Winter Feast for the Soul 2017: Day 30 Power of Observation

Stand back! Take a good luck at what’s in front of you, what do you see? I don’t mean just what do you see visually, but what do you observe. When we observe we use multiple senses to develop the story of our experience. We weave cues from each of our senses to create a story that is truthful and authentic to our experience.

In turn, following our observations, we often use avenues of self-expression to share our experience. If you look back at various blog posts I’ve written over the years I always refer to artists as cultural anthropologists and the truth keepers. When we express our opinions, share our experiences, and thus contribute to humanity our lives become richer and the quilt of our culture becomes more defined.

I was watching the Grammy Awards last night and Jennifer Lopez started with the following quote from Toni Morrison, “There is no time for despair, no place for self-pity, no need for fear. We speak, we write, we do language. That is how civilizations heal.” I’ve been thinking a lot about healing civilization because so much of our current experiences are rooted in anger and fear.

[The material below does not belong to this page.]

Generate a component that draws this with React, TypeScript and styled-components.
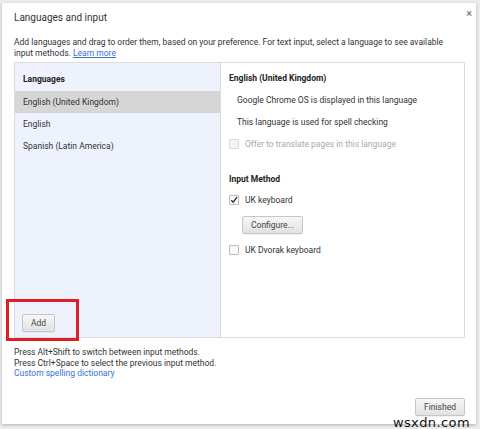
import React from 'react';
import styled, { createGlobalStyle } from 'styled-components';

const Global = createGlobalStyle`
  html, body {
    margin: 0;
    padding: 0;
    background: #ececec;
    font-family: Roboto, "Noto Sans", Arial, sans-serif;
  }
`;

const Page = styled.div`
  width: 480px;
  height: 429px;
  padding: 3px 4px 5px 2px;
  box-sizing: border-box;
  overflow: hidden;
`;

const Dialog = styled.div`
  position: relative;
  height: 421px;
  background: #fff;
  box-shadow: 0 1px 3px rgba(0, 0, 0, 0.25);
  padding: 0 10px 0 12px;
  box-sizing: border-box;
  display: flex;
  flex-direction: column;
  color: #333;
`;

const Header = styled.div`
  display: flex;
  justify-content: space-between;
  align-items: flex-start;
  padding-top: 9px;
  height: 19px;
`;

const Title = styled.div`
  font-size: 10px;
  color: #333;
`;

const Close = styled.div`
  font-size: 11px;
  color: #666;
  margin-right: -6px;
  margin-top: -5px;
`;

const Description = styled.p`
  margin: 6px 0 0;
  font-size: 8.5px;
  line-height: 11px;
  color: #333;
`;

const Link = styled.a<{ $underline?: boolean }>`
  color: #3a6fd8;
  text-decoration: ${p => (p.$underline ? 'underline' : 'none')};
`;

const Panels = styled.div`
  margin-top: 3px;
  height: 276px;
  border: 1px solid #dcdcdc;
  display: grid;
  grid-template-columns: 206px 1fr;
  width: 451px;
  box-sizing: border-box;
`;

const LangList = styled.div`
  background: #eef2fc;
  border-right: 1px solid #dcdcdc;
  display: flex;
  flex-direction: column;
  position: relative;
`;

const ListHeader = styled.div`
  font-size: 8.5px;
  font-weight: bold;
  color: #222;
  padding: 11px 8px 7px;
`;

const LangRow = styled.div<{ $selected?: boolean }>`
  font-size: 8.5px;
  color: #333;
  height: 22px;
  line-height: 22px;
  padding: 0 8px;
  background: ${p => (p.$selected ? '#d6d6d6' : 'transparent')};
`;

const AddArea = styled.div`
  margin-top: auto;
  padding: 0 0 5px 7px;
  position: relative;
`;

const Button = styled.button`
  font-family: inherit;
  font-size: 8.5px;
  color: #444;
  background: linear-gradient(#f7f7f7, #e2e2e2);
  border: 1px solid #c6c6c6;
  border-radius: 2px;
  padding: 0 8px;
  height: 18px;
  box-shadow: 0 1px 0 rgba(0, 0, 0, 0.05);
`;

const Highlight = styled.div`
  position: absolute;
  left: -9px;
  top: -12px;
  width: 67px;
  height: 36px;
  border: 3px solid #dc1f26;
  pointer-events: none;
`;

const Detail = styled.div`
  padding: 10px 8px;
  display: flex;
  flex-direction: column;
`;

const SectionTitle = styled.div<{ $gap?: number }>`
  font-size: 8.5px;
  font-weight: bold;
  color: #222;
  margin-top: ${p => p.$gap ?? 0}px;
`;

const Info = styled.div<{ $first?: boolean }>`
  font-size: 8.5px;
  color: #333;
  padding-left: 8px;
  height: 22px;
  line-height: 22px;
  margin-top: ${p => (p.$first ? 6 : 0)}px;
`;

const CheckRow = styled.div<{ $disabled?: boolean; $gap?: number }>`
  display: flex;
  align-items: center;
  gap: 6px;
  height: 22px;
  font-size: 8.5px;
  margin-top: ${p => p.$gap ?? 0}px;
  color: ${p => (p.$disabled ? '#aaa' : '#333')};
`;

const Box = styled.span<{ $disabled?: boolean }>`
  width: 8px;
  height: 8px;
  border: 1px solid ${p => (p.$disabled ? '#d8d8d8' : '#bbb')};
  border-radius: 1px;
  background: ${p => (p.$disabled ? '#f4f4f4' : '#fafafa')};
  display: inline-flex;
  align-items: center;
  justify-content: center;
`;

const ConfigureWrap = styled.div`
  padding: 2px 0 5px 13px;
`;

const Notes = styled.div`
  margin-top: 9px;
  font-size: 8.5px;
  line-height: 10.5px;
  color: #333;
`;

const Footer = styled.div`
  margin-top: auto;
  display: flex;
  justify-content: flex-end;
  padding: 0 0 8px;
  margin-right: 1px;
`;

const Watermark = styled.div`
  position: absolute;
  right: 6px;
  bottom: -4px;
  font-family: "DejaVu Sans", sans-serif;
  font-size: 13px;
  letter-spacing: 0.4px;
  color: #111;
  line-height: 11px;
`;

const Check = () => (
  <svg width="8" height="8" viewBox="0 0 8 8">
    <path d="M1.2 4.2 L3.2 6.2 L7 1.2" fill="none" stroke="#333" strokeWidth="1.4" />
  </svg>
);

export default function App() {
  return (
    <Page>
      <Global />
      <Dialog>
        <Header>
          <Title>Languages and input</Title>
          <Close>×</Close>
        </Header>
        <Description>
          Add languages and drag to order them, based on your preference. For text input, select a language to see available
          <br />
          input methods. <Link href="#" $underline>Learn more</Link>
        </Description>
        <Panels>
          <LangList>
            <ListHeader>Languages</ListHeader>
            <LangRow $selected>English (United Kingdom)</LangRow>
            <LangRow>English</LangRow>
            <LangRow>Spanish (Latin America)</LangRow>
            <AddArea>
              <Button>Add</Button>
              <Highlight />
            </AddArea>
          </LangList>
          <Detail>
            <SectionTitle>English (United Kingdom)</SectionTitle>
            <Info $first>Google Chrome OS is displayed in this language</Info>
            <Info>This language is used for spell checking</Info>
            <CheckRow $disabled>
              <Box $disabled />
              Offer to translate pages in this language
            </CheckRow>
            <SectionTitle $gap={19}>Input Method</SectionTitle>
            <CheckRow $gap={5}>
              <Box>
                <Check />
              </Box>
              UK keyboard
            </CheckRow>
            <ConfigureWrap>
              <Button>Configure...</Button>
            </ConfigureWrap>
            <CheckRow>
              <Box />
              UK Dvorak keyboard
            </CheckRow>
          </Detail>
        </Panels>
        <Notes>
          Press Alt+Shift to switch between input methods.
          <br />
          Press Ctrl+Space to select the previous input method.
          <br />
          <Link href="#">Custom spelling dictionary</Link>
        </Notes>
        <Footer>
          <Button>Finished</Button>
        </Footer>
        <Watermark>wsxdn.com</Watermark>
      </Dialog>
    </Page>
  );
}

The power of observation gives power to our voices. It makes our existence necessary. I feel aligned when I’m observing. I catch subtle nuances of behavior, action, and intention. To some, it may seem that observing is passive, when in fact it’s quite active. It’s active because there is a cause and effect relationship. We observe and then we need to do something with those observations. I tend to bring my observations to my meditation and allow them to bloom.

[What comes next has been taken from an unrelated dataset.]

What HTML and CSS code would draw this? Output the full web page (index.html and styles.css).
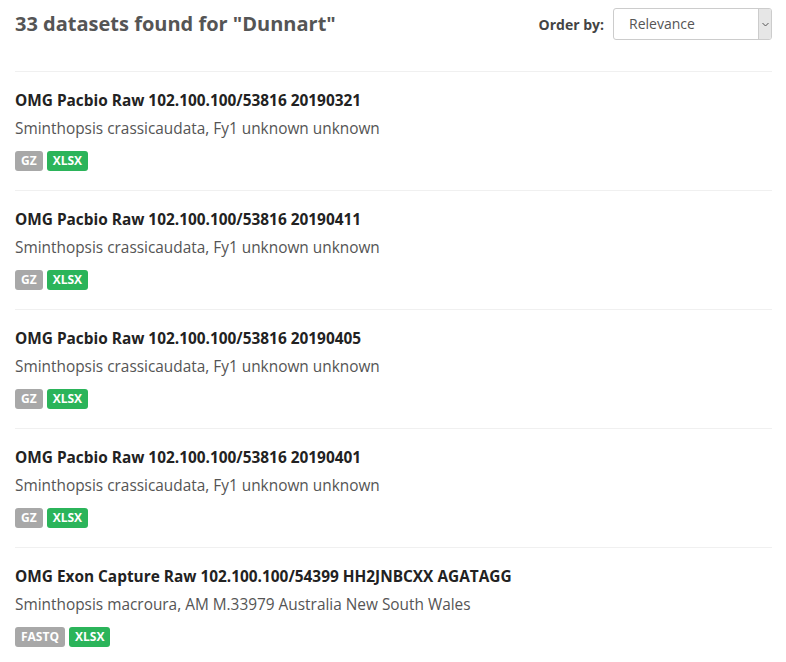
FILE: index.html
```html
<!DOCTYPE html>
<html>
<head>
<meta charset="utf-8">
<link rel="stylesheet" href="styles.css">
</head>
<body>
<div class="page">
  <div class="header">
    <h1 class="count">33 datasets found for "Dunnart"</h1>
    <div class="order">
      <span class="order-label">Order by:</span>
      <div class="select">
        <span class="select-value">Relevance</span>
        <span class="select-arrow"><svg width="7" height="5" viewBox="0 0 7 5"><path d="M0.5 1 L3.5 4 L6.5 1" fill="none" stroke="#555" stroke-width="1"/></svg></span>
      </div>
    </div>
  </div>
  <ul class="results">
    <li class="item">
      <div class="title">OMG Pacbio Raw 102.100.100/53816 20190321</div>
      <div class="desc">Sminthopsis crassicaudata, Fy1 unknown unknown</div>
      <div class="badges"><span class="badge gray">GZ</span><span class="badge green">XLSX</span></div>
    </li>
    <li class="item">
      <div class="title">OMG Pacbio Raw 102.100.100/53816 20190411</div>
      <div class="desc">Sminthopsis crassicaudata, Fy1 unknown unknown</div>
      <div class="badges"><span class="badge gray">GZ</span><span class="badge green">XLSX</span></div>
    </li>
    <li class="item">
      <div class="title">OMG Pacbio Raw 102.100.100/53816 20190405</div>
      <div class="desc">Sminthopsis crassicaudata, Fy1 unknown unknown</div>
      <div class="badges"><span class="badge gray">GZ</span><span class="badge green">XLSX</span></div>
    </li>
    <li class="item">
      <div class="title">OMG Pacbio Raw 102.100.100/53816 20190401</div>
      <div class="desc">Sminthopsis crassicaudata, Fy1 unknown unknown</div>
      <div class="badges"><span class="badge gray">GZ</span><span class="badge green">XLSX</span></div>
    </li>
    <li class="item">
      <div class="title">OMG Exon Capture Raw 102.100.100/54399 HH2JNBCXX AGATAGG</div>
      <div class="desc">Sminthopsis macroura, AM M.33979 Australia New South Wales</div>
      <div class="badges"><span class="badge gray">FASTQ</span><span class="badge green">XLSX</span></div>
    </li>
  </ul>
</div>
</body>
</html>
```
FILE: styles.css
```css
html, body {
  margin: 0;
  padding: 0;
  background: #fff;
}
body {
  font-family: "Open Sans", "Liberation Sans", sans-serif;
  color: #333;
}
.page {
  padding: 0 14px 0 15px;
}
.header {
  display: flex;
  justify-content: space-between;
  align-items: center;
  height: 48px;
}
.count {
  margin: 0;
  font-size: 20px;
  font-weight: 700;
  color: #555;
  line-height: 30px;
}
.order {
  display: flex;
  align-items: center;
  gap: 9px;
}
.order-label {
  font-size: 14px;
  font-weight: 700;
  color: #444;
}
.select {
  display: flex;
  width: 159px;
  height: 32px;
  box-sizing: border-box;
  border: 1px solid #ccc;
  border-radius: 3px;
  overflow: hidden;
}
.select-value {
  flex: 1;
  font-size: 14px;
  color: #555;
  line-height: 30px;
  padding-left: 15px;
}
.select-arrow {
  width: 12px;
  background: #e6e6e6;
  border-left: 1px solid #ccc;
  display: flex;
  align-items: center;
  justify-content: center;
}
.results {
  list-style: none;
  margin: 23px 0 0;
  padding: 0;
}
.item {
  border-top: 1px solid #f0f0f0;
  padding: 19px 0 19px;
}
.title {
  font-size: 15.4px;
  font-weight: 700;
  line-height: 20px;
  color: #222;
}
.desc {
  font-size: 15.4px;
  line-height: 20px;
  color: #555;
  margin-top: 8px;
}
.badges {
  display: flex;
  gap: 4px;
  margin-top: 12px;
}
.badge {
  display: inline-block;
  height: 20px;
  line-height: 20px;
  padding: 0 6px;
  border-radius: 3px;
  color: #fff;
  font-size: 12px;
  font-weight: 700;
}
.badge.gray { background: #a8a8a8; }
.badge.green { background: #2bb45a; }
```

I use my observations as inspiration for my art. Observation is a catalyst for my voice. It allows me to get clear because I’m rooted in my observations. I take my observations and give them the space they need to speak their own language. My observations have a life of their own and they take me on a journey. I convert the journey initiated by my observations and give them voice in my art.

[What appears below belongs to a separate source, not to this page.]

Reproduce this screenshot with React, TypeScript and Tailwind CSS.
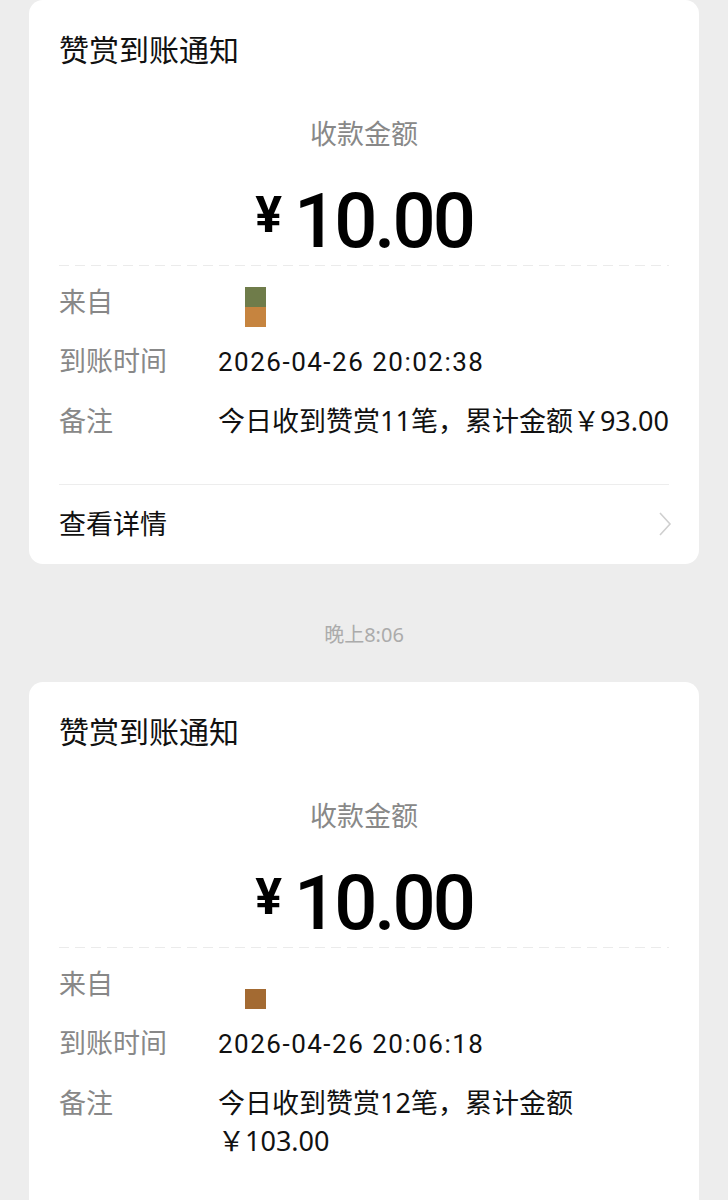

What have you observed most recently? Where does it sit in your body, your mind, and your soul? Do you think it’s a powerful tool?

Winter Feast for the Soul 2017: Day 29 Experimentation

There are times in our lives when we try things that are supposed to be good for us. We try fad diets, adult coloring books, drink green tea, and learn to slam poetry as a way to express us. I believe that when we experiment we step outside the lines. We expand our horizons. Moving out of our comfort zone has it’s perks and obviously is not without its fears.

Today I started playing with stitches on my new sewing machine. The machine has 350 built-in stitches so I have a lot of options. What I find interesting while trying these new stitches is they evoke different feelings. They create moods. They accentuate and punctuate aspects of my art.


I don’t like change. If you know me, or come to know me, you’ll see that I dig my heels in when change makes its presence known. I’m using the sewing machine and my art as way to ease into the realm of experimentation. I figure, if I can do it in my art, I can transfer that action to the real world.

Don’t get me wrong; I’m a risk taker. When I moved to California from New Jersey, I got on a plane one hot August evening with two boxes and a suitcase. I relocated 3000 miles to go to school. I didn’t know anyone in California, didn’t have a job, and didn’t have a place to live. This is an example of ultimate experimentation. Of course, I was thirty years younger than I am currently. You’d think experimentation gets easier with life experience, but I haven’t found that to be the case.

I’ve allowed my meditation to be a place of experimentation. I can experiment in thought and feeling allowing me to explore what frightens me, excites me, and challenges me. During these quiet and thoughtful times I’m able to go beyond my self-imposed limits. I’m able to experiment with the “what if” questions. I can live in the space of “as if” and I have permission and freedom to be and do anything I choose.

Meditation is like being a “life” mad scientist. I can be as sane or weird as I choose. I can explore the most conservative and insane ideas. I can dream and then land in my body. Experimentation in my meditation world is life affirming!